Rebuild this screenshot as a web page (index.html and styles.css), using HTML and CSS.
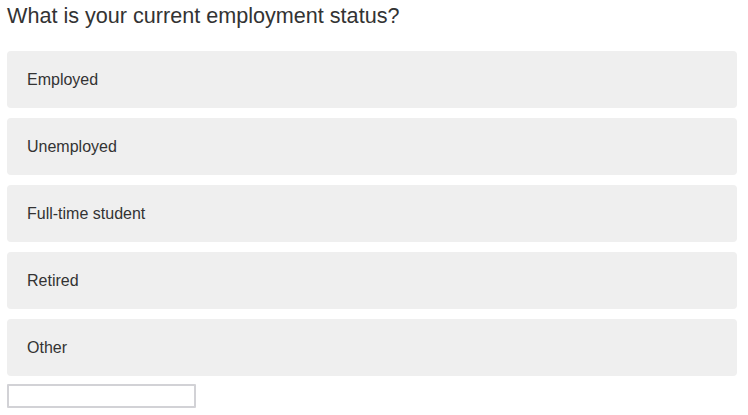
FILE: index.html
```html
<!DOCTYPE html>
<html>
<head>
<meta charset="utf-8">
<link rel="stylesheet" href="styles.css">
</head>
<body>
<div class="question">
  <h1 class="title">What is your current employment status?</h1>
  <div class="options">
    <div class="option">Employed</div>
    <div class="option">Unemployed</div>
    <div class="option">Full-time student</div>
    <div class="option">Retired</div>
    <div class="option">Other</div>
  </div>
  <input class="other-input" type="text">
</div>
</body>
</html>
```
FILE: styles.css
```css
html, body {
  margin: 0;
  padding: 0;
  background: #fff;
}
body {
  font-family: "Liberation Sans", Arial, sans-serif;
  color: #333;
}
.question {
  padding: 3px 0 0 7px;
  width: 730px;
  display: flex;
  flex-direction: column;
}
.title {
  margin: 0;
  font-size: 21.6px;
  font-weight: normal;
  line-height: 26px;
  color: #333;
}
.options {
  margin-top: 22px;
  display: flex;
  flex-direction: column;
  gap: 10px;
}
.option {
  background: #efefef;
  border-radius: 4px;
  padding: 19px 20px;
  font-size: 16px;
  line-height: 19px;
  color: #333;
}
.other-input {
  margin: 8px 0 0 0;
  width: 189px;
  height: 24px;
  box-sizing: border-box;
  border: 2px solid #d2d2d6;
  border-radius: 1px;
  padding: 0 4px;
  background: #fff;
  font-family: "Liberation Sans", Arial, sans-serif;
  font-size: 13px;
}
```
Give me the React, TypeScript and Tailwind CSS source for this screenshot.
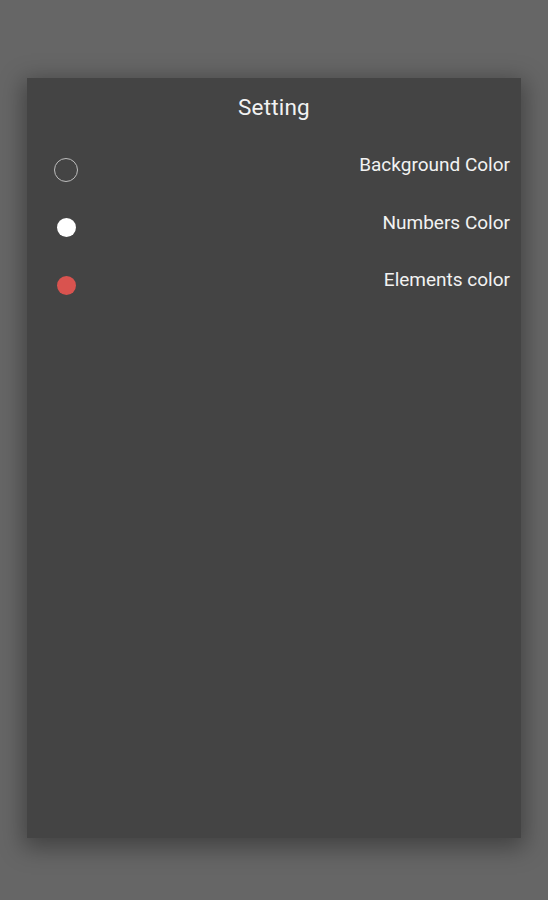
++++++++
Task prompt – In your copy of the records, include no pictures; repeat everything else exactly.

Answer to the problem –
Rebuild this screenshot as a web page (index.html and styles.css), using HTML and CSS.
FILE: index.html
```html
<!DOCTYPE html>
<html>
<head>
<meta charset="utf-8">
<link rel="stylesheet" href="styles.css">
</head>
<body>
<div class="question">
  <h1 class="title">What is your current employment status?</h1>
  <div class="options">
    <div class="option">Employed</div>
    <div class="option">Unemployed</div>
    <div class="option">Full-time student</div>
    <div class="option">Retired</div>
    <div class="option">Other</div>
  </div>
  <input class="other-input" type="text">
</div>
</body>
</html>
```
FILE: styles.css
```css
html, body {
  margin: 0;
  padding: 0;
  background: #fff;
}
body {
  font-family: "Liberation Sans", Arial, sans-serif;
  color: #333;
}
.question {
  padding: 3px 0 0 7px;
  width: 730px;
  display: flex;
  flex-direction: column;
}
.title {
  margin: 0;
  font-size: 21.6px;
  font-weight: normal;
  line-height: 26px;
  color: #333;
}
.options {
  margin-top: 22px;
  display: flex;
  flex-direction: column;
  gap: 10px;
}
.option {
  background: #efefef;
  border-radius: 4px;
  padding: 19px 20px;
  font-size: 16px;
  line-height: 19px;
  color: #333;
}
.other-input {
  margin: 8px 0 0 0;
  width: 189px;
  height: 24px;
  box-sizing: border-box;
  border: 2px solid #d2d2d6;
  border-radius: 1px;
  padding: 0 4px;
  background: #fff;
  font-family: "Liberation Sans", Arial, sans-serif;
  font-size: 13px;
}
```
Give me the React, TypeScript and Tailwind CSS source for this screenshot.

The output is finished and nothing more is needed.